I had suspected that it's due to clearing out dirty pages, flushing changes to disk, or some hidden mutex, but I have yet to narrow it down.
Also Ruled Out
- Server load -- no correlation with high load
- Engine -- happens with InnoDB/MyISAM/Memory
- MySQL Query Cache -- happens whether it's on or off
- Log rotations -- no correlation in events
The only other observation I have at this point is derived from the fact I'm running the same db on multiple machines. I have a heavy read application so I'm using an environment with replication -- most of the load is on the slaves. I've noticed that even though there is minimal load on the master, the phenomenon occurs more there. Even though I see no locking issues, maybe it's Innodb/Mysql having trouble with (thread) concurrency? Recall that the updates on the slave will be single threaded.
MySQL Verion 5.1.48
I think I have a lead for the problem on my case. On some of my servers, I noticed this phenomenon on more than the others.

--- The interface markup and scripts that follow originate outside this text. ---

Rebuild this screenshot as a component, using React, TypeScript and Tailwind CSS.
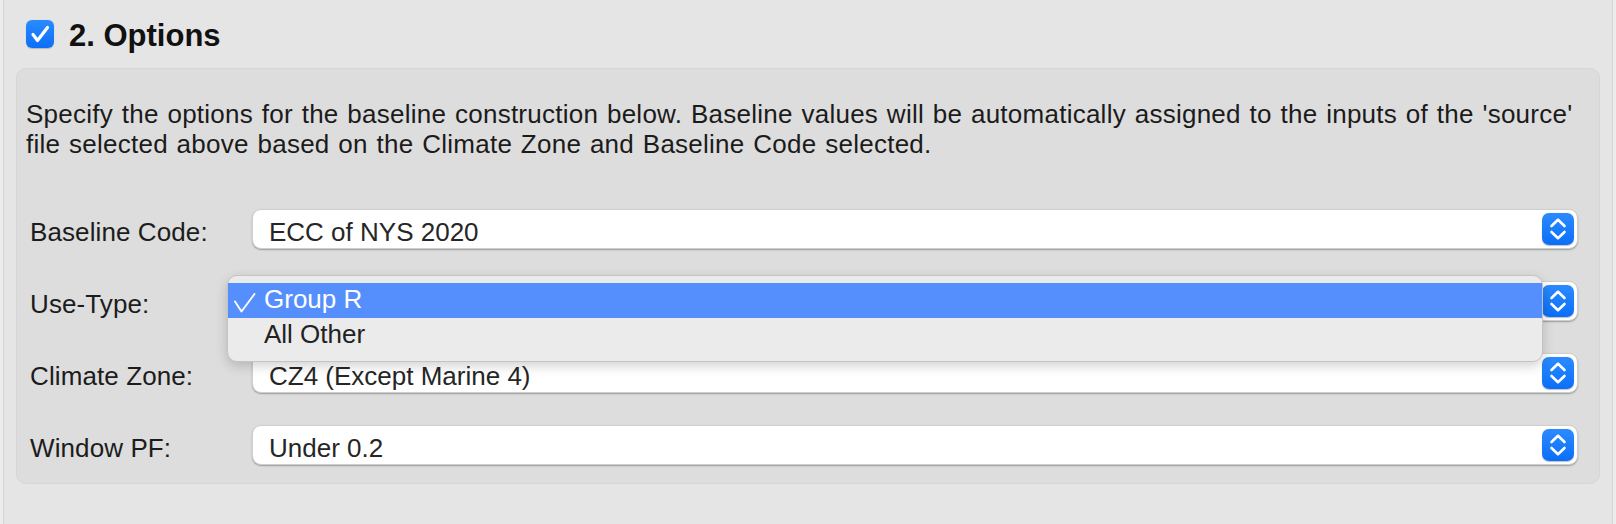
import React from 'react';

const font = { fontFamily: '"Liberation Sans", Arial, sans-serif' };

function Stepper() {
  return (
    <div className="w-[32px] h-[32px] rounded-[7px] bg-gradient-to-b from-[#2a8bff] to-[#0a6ef7] shadow-[0_0.5px_1px_rgba(0,0,0,0.25)] flex items-center justify-center">
      <svg width="32" height="32" viewBox="0 0 32 32" fill="none">
        <path d="M9.5 13 L16 6.8 L22.5 13" stroke="white" strokeWidth="2.6" strokeLinecap="round" strokeLinejoin="round" />
        <path d="M9.5 19 L16 25.2 L22.5 19" stroke="white" strokeWidth="2.6" strokeLinecap="round" strokeLinejoin="round" />
      </svg>
    </div>
  );
}

function UseTypeMenu() {
  return (
    <div className="absolute left-[-26px] top-[-7px] z-10 w-[1316px] h-[87px] rounded-[10px] border border-[#c4c4c4] bg-[#ebebeb] pt-[7px] shadow-[0_4px_12px_rgba(0,0,0,0.18)]">
      <div className="relative h-[35px] bg-[#548ffd] pl-[36px] text-[26px] leading-[33px] text-white">
        <svg className="absolute left-[6px] top-[10px]" width="22" height="20" viewBox="0 0 22 20" fill="none">
          <path d="M1 8.5 L7.5 18.5 L20.5 1" stroke="white" strokeWidth="1.9" strokeLinecap="round" strokeLinejoin="round" />
        </svg>
        Group R
      </div>
      <div className="h-[35px] pl-[36px] text-[26px] leading-[33px] text-[#222]">All Other</div>
    </div>
  );
}

function Row({ label, value, menu }: { label: string; value: string; menu?: boolean }) {
  return (
    <div className="flex items-center h-[40px] pl-[4px] pr-[12px]">
      <div className="w-[222px] shrink-0 pt-[5px] text-[26px] leading-[30px] text-[#1c1c1c] tracking-[0.1px]">{label}</div>
      <div className="relative flex-1 h-[40px] rounded-[9px] bg-white border-[0.5px] border-[#cfcfcf] shadow-[0_1px_1.5px_rgba(0,0,0,0.3)] flex items-center justify-between pl-[16px] pr-[3.5px]">
        <span className="pt-[5px] text-[26px] leading-[30px] text-[#262626]">{value}</span>
        <Stepper />
        {menu && <UseTypeMenu />}
      </div>
    </div>
  );
}

export default function App() {
  return (
    <div className="w-[1616px] h-[524px] bg-[#ececec] overflow-hidden" style={font}>
      <div className="h-full ml-[3px] mr-[3px] border-x border-[#d4d4d4] bg-[#e5e5e5] pl-[12px] pr-[12px] pt-[20px]">
        <div className="flex items-center h-[28px] gap-[15px] pl-[10px]">
          <div className="w-[28px] h-[28px] rounded-[6px] bg-gradient-to-b from-[#2a8bff] to-[#0a6ef7] flex items-center justify-center shadow-[0_0.5px_1px_rgba(0,0,0,0.2)]">
            <svg width="28" height="28" viewBox="0 0 28 28" fill="none">
              <path d="M7 14.5 L11.5 20.5 L21.5 7.5" stroke="white" strokeWidth="3.2" strokeLinecap="round" strokeLinejoin="round" />
            </svg>
          </div>
          <h2 className="text-[31px] leading-[28px] font-bold text-[#111] pt-[3px]">2. Options</h2>
        </div>

        <div className="mt-[20px] rounded-[10px] border border-[#d6d6d6] bg-[#dddddd] pt-[30px] pb-[18px] pl-[9px] pr-[9px]">
          <p className="text-[26px] leading-[30px] text-[#1b1b1b] whitespace-nowrap tracking-[0.25px] [word-spacing:1.3px]">
            Specify the options for the baseline construction below. Baseline values will be automatically assigned to the inputs of the 'source'
            <br />
            file selected above based on the Climate Zone and Baseline Code selected.
          </p>

          <div className="mt-[50px] flex flex-col gap-[32px]">
            <Row label="Baseline Code:" value="ECC of NYS 2020" />
            <Row label="Use-Type:" value="" menu />
            <Row label="Climate Zone:" value="CZ4 (Except Marine 4)" />
            <Row label="Window PF:" value="Under 0.2" />
          </div>
        </div>
      </div>
    </div>
  );
}
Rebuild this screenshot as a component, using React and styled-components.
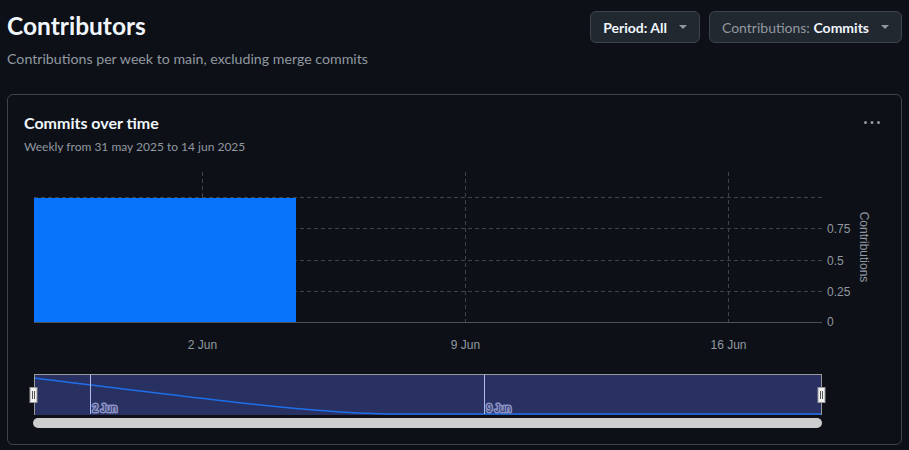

Seeing what was different between the different servers, and tweaking things around, I was lead to the MySQL innodb system variable
I found the doc a bit awkward to read, but
innodb_flush_log_at_trx_commit can take the values of 1,2,0:
- For 1, the log buffer is flushed to the log file for every commit, and the log file is flushed to disk for every commit.
- For 2, the log buffer is flushed to the log file for every commit, and the log file is flushed to disk approximately every 1-2 seconds.
- For 0, the log buffer is flushed to the log file every second, and the log file is flushed to disk every second.
Effectively, in the order (1,2,0), as reported and documented, you're supposed to get with increasing performance in trade for increased risk.
Having said that, I found that the servers with
innodb_flush_log_at_trx_commit=0 were performing worse (i.e. having 10-100 times more "long updates") than the servers with
innodb_flush_log_at_trx_commit=2. Moreover, things immediately improved on the bad instances when I switched it to 2 (note you can change it on the fly).
So, my question is, what is yours set to? Note that I'm not blaming this parameter, but rather highlighting that it's context is related to this issue.